* **Aim**
Extract every line where the string "React" appears.

* **Material**

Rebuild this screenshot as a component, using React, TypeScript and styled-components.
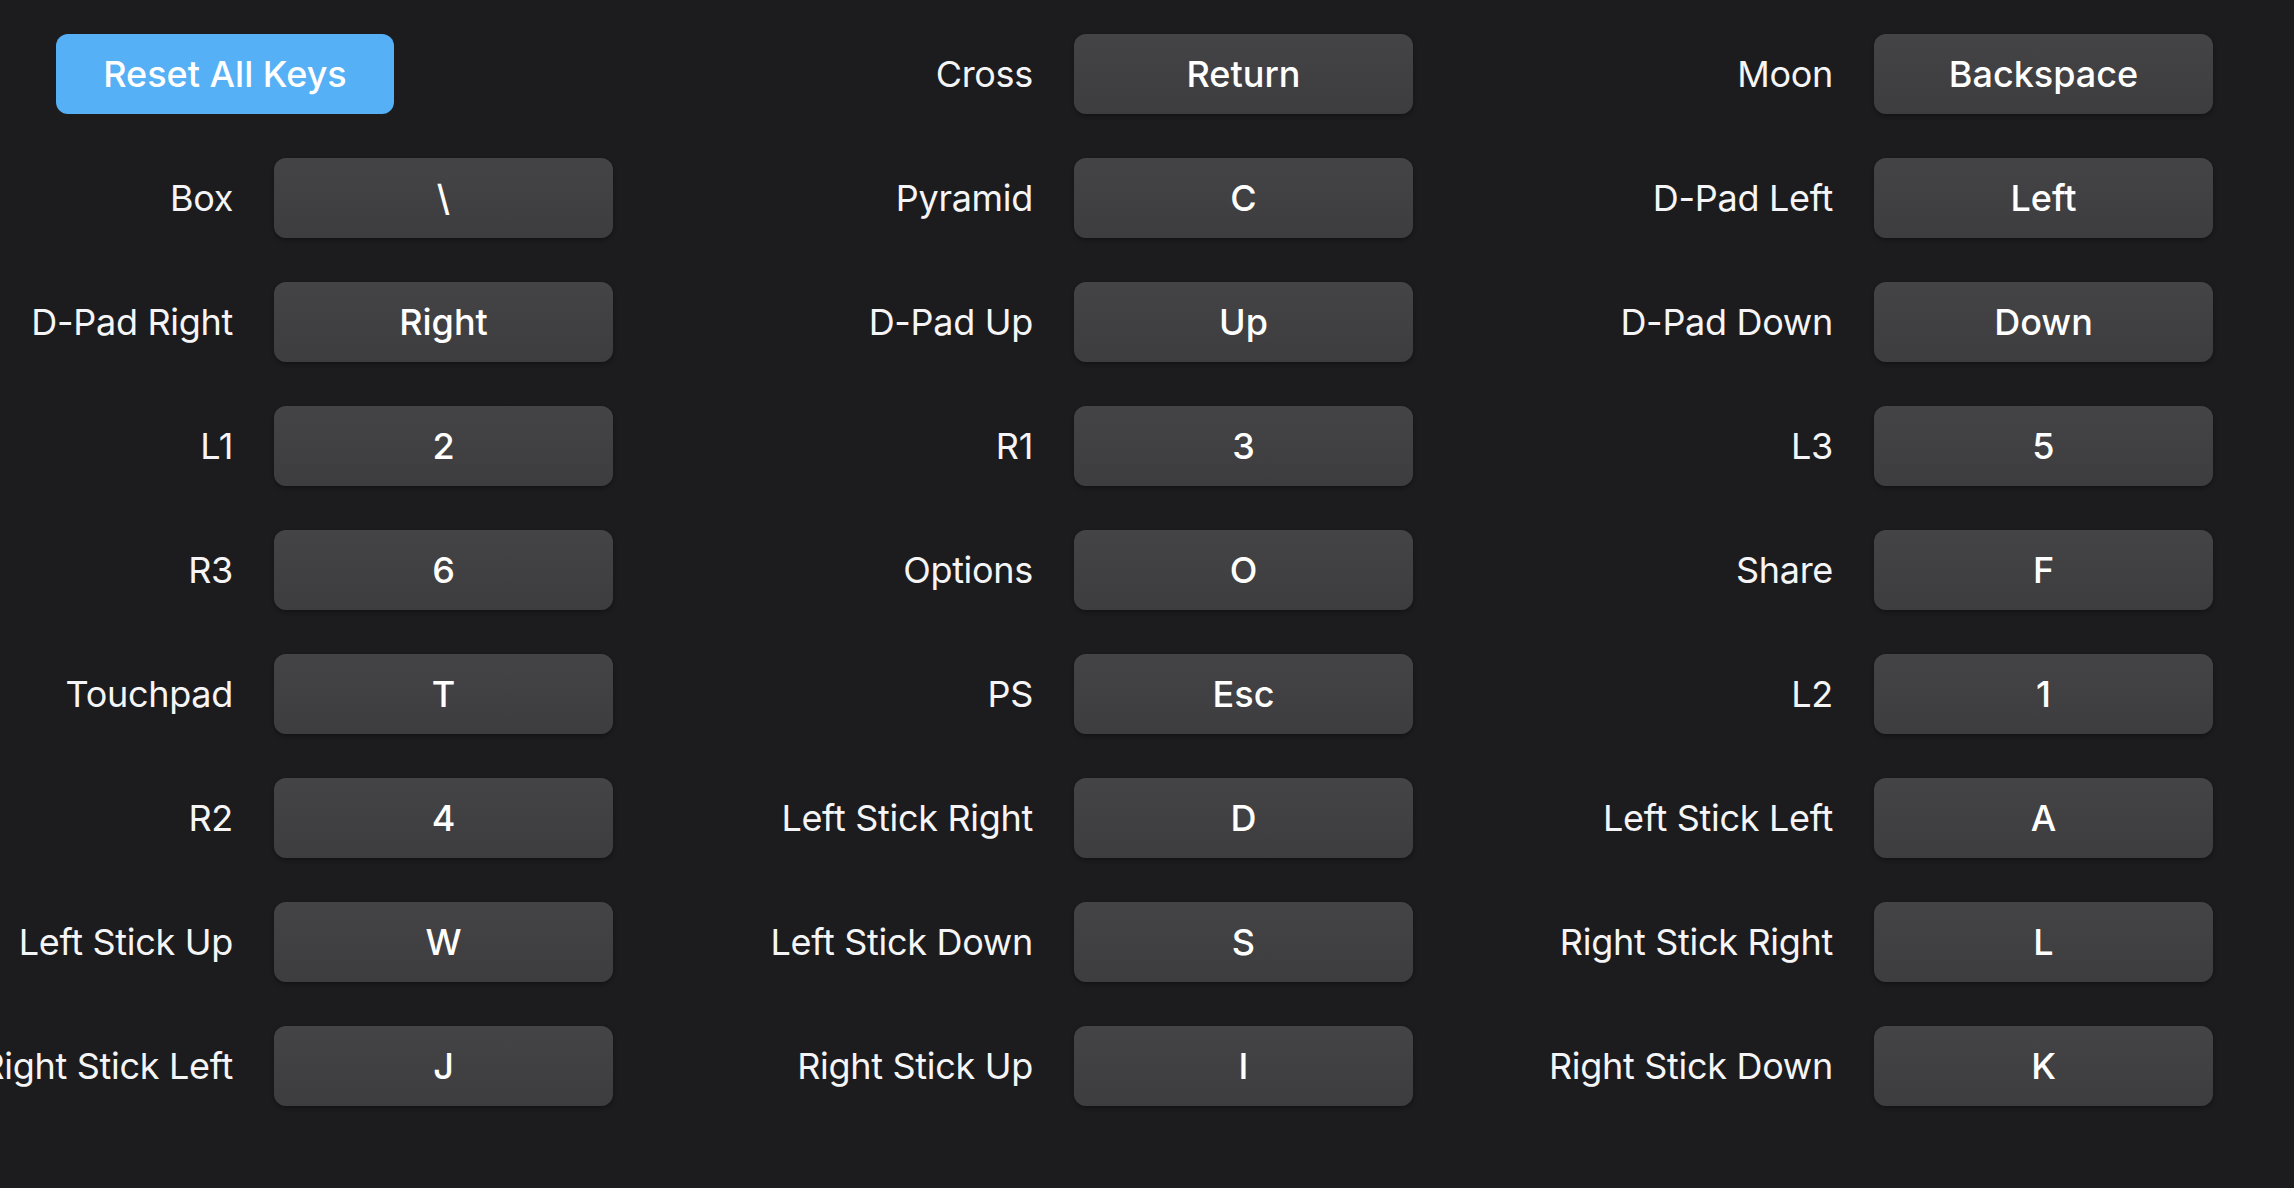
import React from "react"
import styled, { createGlobalStyle } from "styled-components"

const GlobalStyle = createGlobalStyle`
    html, body {
        margin: 0;
        padding: 0;
        background: #1c1c1e;
        overflow: hidden;
    }
    body {
        font-family: Inter, "Noto Sans", sans-serif;
        color: #fff;
    }
`

const Page = styled.div`
    box-sizing: border-box;
    width: 2294px;
    height: 1188px;
    padding: 34px 0 0 56px;
    background: #1c1c1e;
`

const Grid = styled.div`
    display: grid;
    grid-template-columns: repeat(3, 557px);
    grid-auto-rows: 80px;
    column-gap: 243px;
    row-gap: 44px;
`

const Cell = styled.div`
    display: flex;
    align-items: center;
    justify-content: flex-end;
    gap: 41px;
    min-width: 0;
`

const Label = styled.span`
    font-size: 36px;
    font-weight: 400;
    letter-spacing: -0.3px;
    white-space: nowrap;
    color: #f5f5f7;
`

const KeyButton = styled.button`
    flex: 0 0 339px;
    height: 80px;
    border: none;
    border-radius: 12px;
    background: linear-gradient(#444446, #3d3d3f);
    box-shadow: 0 2px 4px rgba(0, 0, 0, 0.35);
    color: #fff;
    font-family: Inter, "Noto Sans", sans-serif;
    font-size: 36px;
    font-weight: 500;
    letter-spacing: 0;
    cursor: pointer;
`

const ResetCell = styled.div`
    display: flex;
    align-items: center;
`

const ResetButton = styled.button`
    width: 338px;
    height: 80px;
    border: none;
    border-radius: 12px;
    background: #55b0f6;
    color: #fff;
    font-family: Inter, "Noto Sans", sans-serif;
    font-size: 36px;
    font-weight: 500;
    letter-spacing: 0;
    cursor: pointer;
`

const bindings: [string, string][] = [
    ["Cross", "Return"],
    ["Moon", "Backspace"],
    ["Box", "\\"],
    ["Pyramid", "C"],
    ["D-Pad Left", "Left"],
    ["D-Pad Right", "Right"],
    ["D-Pad Up", "Up"],
    ["D-Pad Down", "Down"],
    ["L1", "2"],
    ["R1", "3"],
    ["L3", "5"],
    ["R3", "6"],
    ["Options", "O"],
    ["Share", "F"],
    ["Touchpad", "T"],
    ["PS", "Esc"],
    ["L2", "1"],
    ["R2", "4"],
    ["Left Stick Right", "D"],
    ["Left Stick Left", "A"],
    ["Left Stick Up", "W"],
    ["Left Stick Down", "S"],
    ["Right Stick Right", "L"],
    ["Right Stick Left", "J"],
    ["Right Stick Up", "I"],
    ["Right Stick Down", "K"],
]

export default function App() {
    return (
        <>
            <GlobalStyle />
            <Page>
                <Grid>
                    <ResetCell>
                        <ResetButton>Reset All Keys</ResetButton>
                    </ResetCell>
                    {bindings.map(([name, key]) => (
                        <Cell key={name}>
                            <Label>{name}</Label>
                            <KeyButton>{key}</KeyButton>
                        </Cell>
                    ))}
                </Grid>
            </Page>
        </>
    )
}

* **Exercise solution**
Rebuild this screenshot as a component, using React, TypeScript and styled-components.
import React from "react"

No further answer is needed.